A radical minivan shape came with a very literal hazard

General Motors’ wedge-shaped minivans from the 1990s remain memorable for styling that looked dramatically different from the boxier family haulers they were trying to beat. But the same styling choice that made the Chevrolet Lumina APV, Pontiac Trans Sport, and Oldsmobile Silhouette stand out also created an unusually personal problem: some owners could smack their heads on the upper edge of the front door while getting in.

According to the supplied source text, GM’s front door design rose into the roofline and paired that height with a swept-back shape. The result was a door opening geometry that placed part of the frame at face level for many people. That is the sort of flaw that sounds almost comic in hindsight, but it also says something serious about how aggressive styling can undermine the basic ergonomics of a vehicle.
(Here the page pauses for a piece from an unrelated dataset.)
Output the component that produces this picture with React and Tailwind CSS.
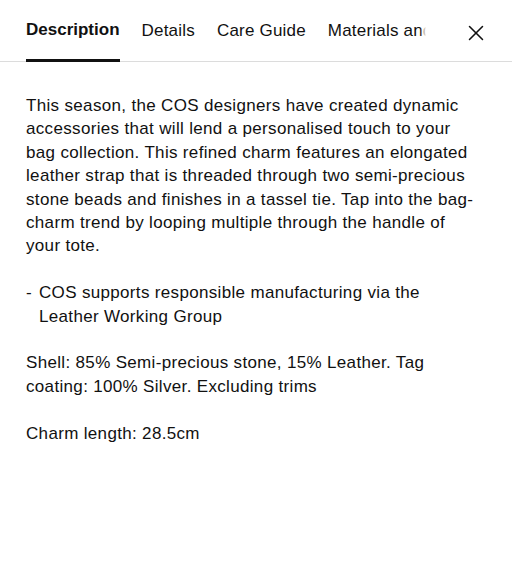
import { X } from "lucide-react";

const tabs = ["Description", "Details", "Care Guide", "Materials and Suppliers"];

export default function App() {
  return (
    <div
      className="w-[512px] h-[575px] bg-white text-[#111] overflow-hidden"
      style={{ fontFamily: '"Liberation Sans", Arial, sans-serif' }}
    >
      {/* barra de pestañas */}
      <div className="flex items-start border-b border-[#dcdcdc] h-[62px]">
        <div className="relative flex gap-[22px] pl-[26px] w-[426px] overflow-hidden whitespace-nowrap">
          {tabs.map((t, i) => (
            <div
              key={t}
              className={
                i === 0
                  ? "pt-[19px] h-[62px] border-b-[3px] border-[#111] font-bold text-[17px] leading-[22px] shrink-0"
                  : "pt-[20px] h-[62px] text-[17px] leading-[22px] tracking-[0.2px] shrink-0"
              }
            >
              {t}
            </div>
          ))}
          {/* desvanecido al borde */}
          <div className="absolute right-0 top-0 h-[58px] w-[6px] bg-gradient-to-r from-white/0 to-white" />
        </div>
        <button className="ml-auto mr-[23px] mt-[20px] text-[#111]">
          <X size={26} strokeWidth={1.4} />
        </button>
      </div>

      {/* contenido */}
      <div className="pl-[26px] pr-[30px] pt-[32px] text-[17px] leading-[23.4px] tracking-[0.33px] space-y-[23.4px]">
        <p>
          This season, the COS designers have created dynamic accessories that
          will lend a personalised touch to your bag collection. This refined
          charm features an elongated leather strap that is threaded through
          two semi-precious stone beads and finishes in a tassel tie. Tap into
          the bag-charm trend by looping multiple through the handle of your
          tote.
        </p>
        <div className="flex">
          <span className="w-[13px] shrink-0">-</span>
          <span>
            COS supports responsible manufacturing via the Leather Working Group
          </span>
        </div>
        <p>
          Shell: 85% Semi-precious stone, 15% Leather. Tag coating: 100%
          Silver. Excluding trims
        </p>
        <p>Charm length: 28.5cm</p>
      </div>
    </div>
  );
}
The warning came after the impact risk was already there

The most striking detail is not just that the door could catch people out. It is GM’s response. Rather than changing the shape in the moment described by the source, the workaround highlighted in the article was a warning sticker, identified there as part number 10186057. The sticker revealed itself once the door was open, effectively reminding occupants that the door itself could be a hazard.

That kind of fix belongs to an era when manufacturers sometimes treated awkward human-factor problems as something to be managed through labeling rather than eliminated through redesign. A warning label can reduce liability and improve awareness, but it does not change the underlying interaction. In this case, the user had to encounter the risky geometry before the caution became visible.